US Politics

Senate Divided Over Immigration Bill as Recess Looms

Competing proposals clash over border enforcement funding

Von ZenNews Editorial 8 Min. Lesezeit
Senate Divided Over Immigration Bill as Recess Looms

The United States Senate remains sharply divided over a sweeping immigration and border security bill, with competing Republican and Democratic proposals clashing over funding levels, enforcement mechanisms, and asylum procedures as lawmakers face mounting pressure to reach a deal before a scheduled congressional recess. The standoff threatens to leave border policy in a state of limbo, frustrating both parties' core constituencies and reigniting one of the most contentious debates in American political life.

Key Positions: Republicans are demanding significantly higher allocations for border patrol staffing, physical barriers, and expedited deportation authority, insisting that without robust enforcement measures any legislative framework will fail to deter illegal crossings. Democrats argue that enforcement-only approaches are both costly and constitutionally dubious, calling instead for a balanced package that expands legal immigration pathways, modernises the asylum adjudication system, and provides a route to legal status for long-term undocumented residents. The White House has signalled openness to a bipartisan framework but has stopped short of endorsing specific Senate proposals, leaving negotiators without a clear executive anchor as talks intensify.

The State of Play on Capitol Hill

Senate leaders from both parties have traded competing proposals over recent weeks, with neither side yet securing the 60 votes required to advance legislation past a procedural filibuster threshold. The dynamic mirrors a pattern of recurring legislative breakdowns that has defined immigration policymaking for more than two decades, according to analysts tracking the negotiations.

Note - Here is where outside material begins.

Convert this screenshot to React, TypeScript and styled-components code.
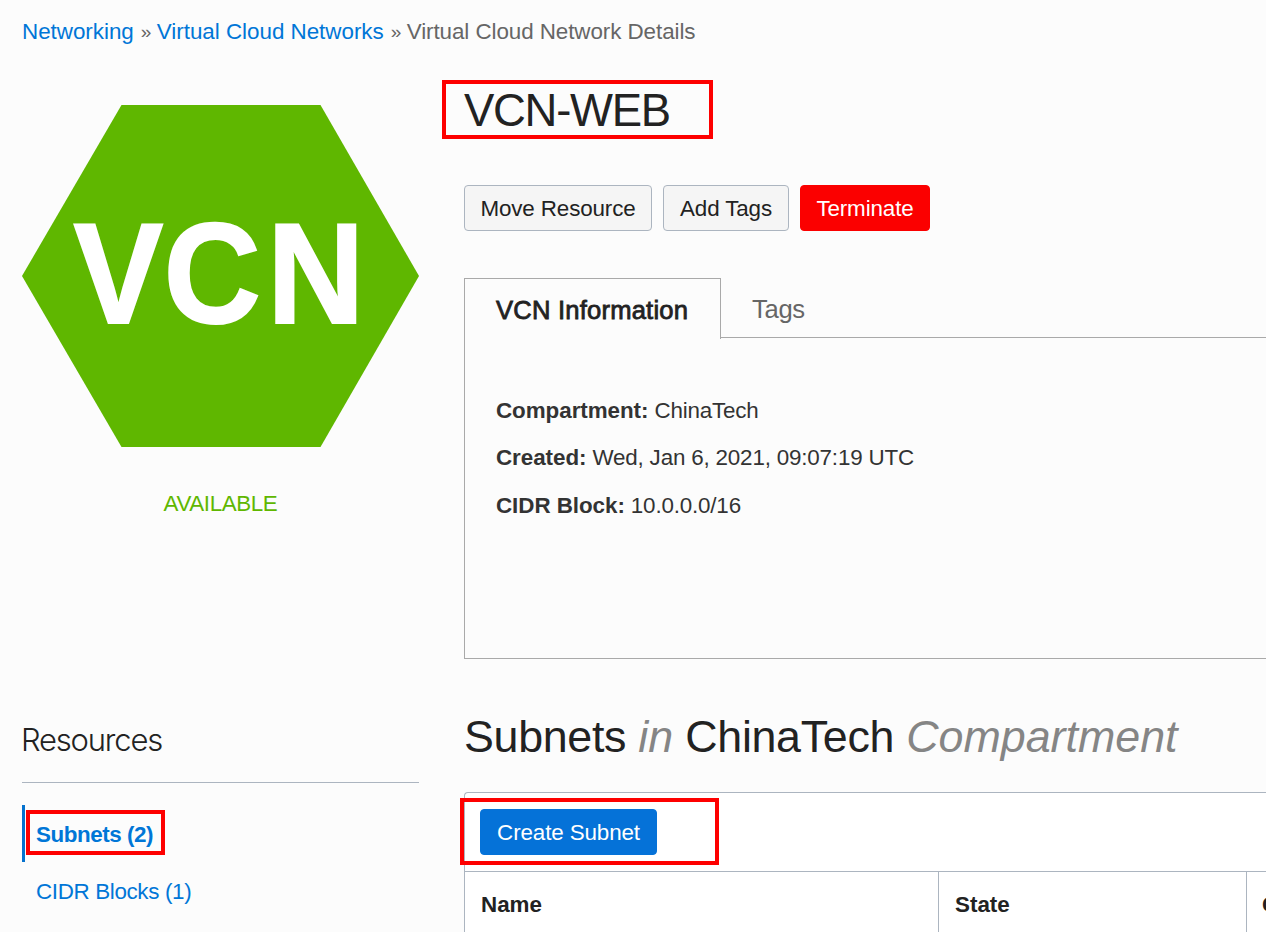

Senior Republican senators have coalesced around a proposal centred on sharp increases in funding for Customs and Border Protection, expanded use of expedited removal proceedings, and stricter limits on parole authority — the executive power that allows the administration to permit certain migrants to enter the country temporarily. Democrats have countered that such measures, taken in isolation, would strip vulnerable asylum seekers of due process protections and place an undue administrative burden on immigration courts already operating at significant backlogs.

This latest legislative clash follows a series of high-profile failures in recent sessions. Readers tracking the broader pattern of congressional inaction can refer to earlier reporting on how Senate inaction on immigration has repeatedly intersected with electoral pressure, complicating the calculus for members facing competitive races.

The Filibuster Problem

The 60-vote threshold in the Senate remains the central structural obstacle to progress, and neither party currently holds sufficient cross-aisle support to clear it. Republican leadership has floated the idea of procedural manoeuvres to advance the bill with a simple majority, but such a move would require unanimous consent from the Republican caucus — a prospect that remains uncertain given ongoing internal disagreements over which provisions to prioritise, officials said.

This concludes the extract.